### EXERCISE
Set down each line of the data below exactly as it stands, dropping the pictures.
-----
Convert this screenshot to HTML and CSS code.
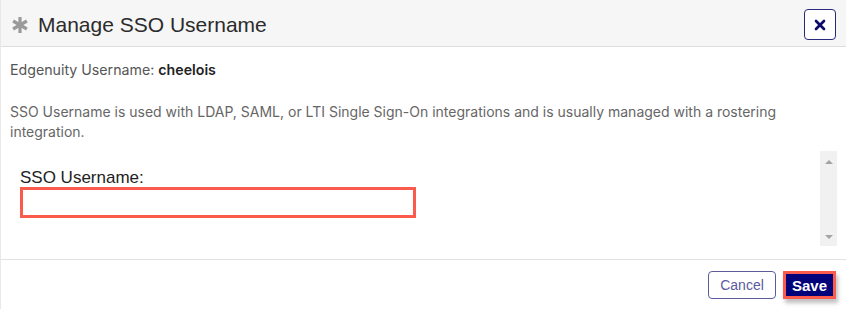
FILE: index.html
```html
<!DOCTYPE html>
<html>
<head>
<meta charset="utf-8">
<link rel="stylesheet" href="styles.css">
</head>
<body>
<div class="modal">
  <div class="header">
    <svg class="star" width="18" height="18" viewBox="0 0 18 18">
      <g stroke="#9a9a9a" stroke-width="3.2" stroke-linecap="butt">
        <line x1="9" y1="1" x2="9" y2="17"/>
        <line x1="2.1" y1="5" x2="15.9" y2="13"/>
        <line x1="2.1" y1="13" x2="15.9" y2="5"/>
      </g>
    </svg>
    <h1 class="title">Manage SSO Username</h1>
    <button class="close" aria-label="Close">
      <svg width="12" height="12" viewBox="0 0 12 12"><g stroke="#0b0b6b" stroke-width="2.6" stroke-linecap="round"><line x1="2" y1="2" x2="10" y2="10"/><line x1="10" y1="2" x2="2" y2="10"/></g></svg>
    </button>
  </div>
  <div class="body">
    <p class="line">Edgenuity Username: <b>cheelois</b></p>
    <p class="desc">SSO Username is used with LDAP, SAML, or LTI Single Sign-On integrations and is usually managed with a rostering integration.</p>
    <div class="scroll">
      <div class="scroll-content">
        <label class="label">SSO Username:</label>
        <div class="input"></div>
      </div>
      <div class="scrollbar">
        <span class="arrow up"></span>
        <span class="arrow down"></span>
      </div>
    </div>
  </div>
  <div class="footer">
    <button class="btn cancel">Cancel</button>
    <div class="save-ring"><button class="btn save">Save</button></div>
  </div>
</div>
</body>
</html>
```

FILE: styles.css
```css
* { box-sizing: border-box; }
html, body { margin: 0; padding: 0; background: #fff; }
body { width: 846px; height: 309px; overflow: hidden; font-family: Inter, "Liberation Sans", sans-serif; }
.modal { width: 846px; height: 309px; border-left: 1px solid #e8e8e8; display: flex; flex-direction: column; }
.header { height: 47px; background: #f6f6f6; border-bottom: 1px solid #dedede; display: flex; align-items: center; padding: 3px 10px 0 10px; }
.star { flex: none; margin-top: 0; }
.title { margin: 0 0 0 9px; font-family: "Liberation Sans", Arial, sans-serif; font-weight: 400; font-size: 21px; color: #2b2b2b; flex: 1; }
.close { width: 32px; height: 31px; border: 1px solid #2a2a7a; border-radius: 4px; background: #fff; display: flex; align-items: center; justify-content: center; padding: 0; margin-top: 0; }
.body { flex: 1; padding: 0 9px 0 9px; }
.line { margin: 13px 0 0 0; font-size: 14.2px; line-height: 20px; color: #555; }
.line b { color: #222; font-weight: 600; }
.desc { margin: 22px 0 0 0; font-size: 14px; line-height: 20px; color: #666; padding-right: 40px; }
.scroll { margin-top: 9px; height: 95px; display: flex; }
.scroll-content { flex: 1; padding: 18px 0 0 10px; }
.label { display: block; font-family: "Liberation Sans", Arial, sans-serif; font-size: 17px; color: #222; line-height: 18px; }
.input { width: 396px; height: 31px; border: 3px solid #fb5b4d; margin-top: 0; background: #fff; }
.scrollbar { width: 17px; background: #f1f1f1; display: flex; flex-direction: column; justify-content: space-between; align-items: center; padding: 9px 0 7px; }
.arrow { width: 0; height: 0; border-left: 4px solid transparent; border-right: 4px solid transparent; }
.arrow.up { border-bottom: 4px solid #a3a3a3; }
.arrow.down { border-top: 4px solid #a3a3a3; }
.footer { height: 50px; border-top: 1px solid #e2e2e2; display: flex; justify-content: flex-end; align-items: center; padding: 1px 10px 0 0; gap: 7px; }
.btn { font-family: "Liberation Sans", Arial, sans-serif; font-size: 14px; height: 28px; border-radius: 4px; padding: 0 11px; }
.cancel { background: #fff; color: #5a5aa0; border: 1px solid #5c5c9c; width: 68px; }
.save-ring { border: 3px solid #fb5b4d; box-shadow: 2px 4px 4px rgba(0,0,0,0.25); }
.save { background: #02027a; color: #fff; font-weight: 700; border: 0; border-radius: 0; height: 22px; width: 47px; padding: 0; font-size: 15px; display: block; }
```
-----
### RESPONSE TO THIS TASK
Convert this screenshot to HTML and CSS code.
FILE: index.html
```html
<!DOCTYPE html>
<html>
<head>
<meta charset="utf-8">
<link rel="stylesheet" href="styles.css">
</head>
<body>
<div class="modal">
  <div class="header">
    <svg class="star" width="18" height="18" viewBox="0 0 18 18">
      <g stroke="#9a9a9a" stroke-width="3.2" stroke-linecap="butt">
        <line x1="9" y1="1" x2="9" y2="17"/>
        <line x1="2.1" y1="5" x2="15.9" y2="13"/>
        <line x1="2.1" y1="13" x2="15.9" y2="5"/>
      </g>
    </svg>
    <h1 class="title">Manage SSO Username</h1>
    <button class="close" aria-label="Close">
      <svg width="12" height="12" viewBox="0 0 12 12"><g stroke="#0b0b6b" stroke-width="2.6" stroke-linecap="round"><line x1="2" y1="2" x2="10" y2="10"/><line x1="10" y1="2" x2="2" y2="10"/></g></svg>
    </button>
  </div>
  <div class="body">
    <p class="line">Edgenuity Username: <b>cheelois</b></p>
    <p class="desc">SSO Username is used with LDAP, SAML, or LTI Single Sign-On integrations and is usually managed with a rostering integration.</p>
    <div class="scroll">
      <div class="scroll-content">
        <label class="label">SSO Username:</label>
        <div class="input"></div>
      </div>
      <div class="scrollbar">
        <span class="arrow up"></span>
        <span class="arrow down"></span>
      </div>
    </div>
  </div>
  <div class="footer">
    <button class="btn cancel">Cancel</button>
    <div class="save-ring"><button class="btn save">Save</button></div>
  </div>
</div>
</body>
</html>
```

FILE: styles.css
```css
* { box-sizing: border-box; }
html, body { margin: 0; padding: 0; background: #fff; }
body { width: 846px; height: 309px; overflow: hidden; font-family: Inter, "Liberation Sans", sans-serif; }
.modal { width: 846px; height: 309px; border-left: 1px solid #e8e8e8; display: flex; flex-direction: column; }
.header { height: 47px; background: #f6f6f6; border-bottom: 1px solid #dedede; display: flex; align-items: center; padding: 3px 10px 0 10px; }
.star { flex: none; margin-top: 0; }
.title { margin: 0 0 0 9px; font-family: "Liberation Sans", Arial, sans-serif; font-weight: 400; font-size: 21px; color: #2b2b2b; flex: 1; }
.close { width: 32px; height: 31px; border: 1px solid #2a2a7a; border-radius: 4px; background: #fff; display: flex; align-items: center; justify-content: center; padding: 0; margin-top: 0; }
.body { flex: 1; padding: 0 9px 0 9px; }
.line { margin: 13px 0 0 0; font-size: 14.2px; line-height: 20px; color: #555; }
.line b { color: #222; font-weight: 600; }
.desc { margin: 22px 0 0 0; font-size: 14px; line-height: 20px; color: #666; padding-right: 40px; }
.scroll { margin-top: 9px; height: 95px; display: flex; }
.scroll-content { flex: 1; padding: 18px 0 0 10px; }
.label { display: block; font-family: "Liberation Sans", Arial, sans-serif; font-size: 17px; color: #222; line-height: 18px; }
.input { width: 396px; height: 31px; border: 3px solid #fb5b4d; margin-top: 0; background: #fff; }
.scrollbar { width: 17px; background: #f1f1f1; display: flex; flex-direction: column; justify-content: space-between; align-items: center; padding: 9px 0 7px; }
.arrow { width: 0; height: 0; border-left: 4px solid transparent; border-right: 4px solid transparent; }
.arrow.up { border-bottom: 4px solid #a3a3a3; }
.arrow.down { border-top: 4px solid #a3a3a3; }
.footer { height: 50px; border-top: 1px solid #e2e2e2; display: flex; justify-content: flex-end; align-items: center; padding: 1px 10px 0 0; gap: 7px; }
.btn { font-family: "Liberation Sans", Arial, sans-serif; font-size: 14px; height: 28px; border-radius: 4px; padding: 0 11px; }
.cancel { background: #fff; color: #5a5aa0; border: 1px solid #5c5c9c; width: 68px; }
.save-ring { border: 3px solid #fb5b4d; box-shadow: 2px 4px 4px rgba(0,0,0,0.25); }
.save { background: #02027a; color: #fff; font-weight: 700; border: 0; border-radius: 0; height: 22px; width: 47px; padding: 0; font-size: 15px; display: block; }
```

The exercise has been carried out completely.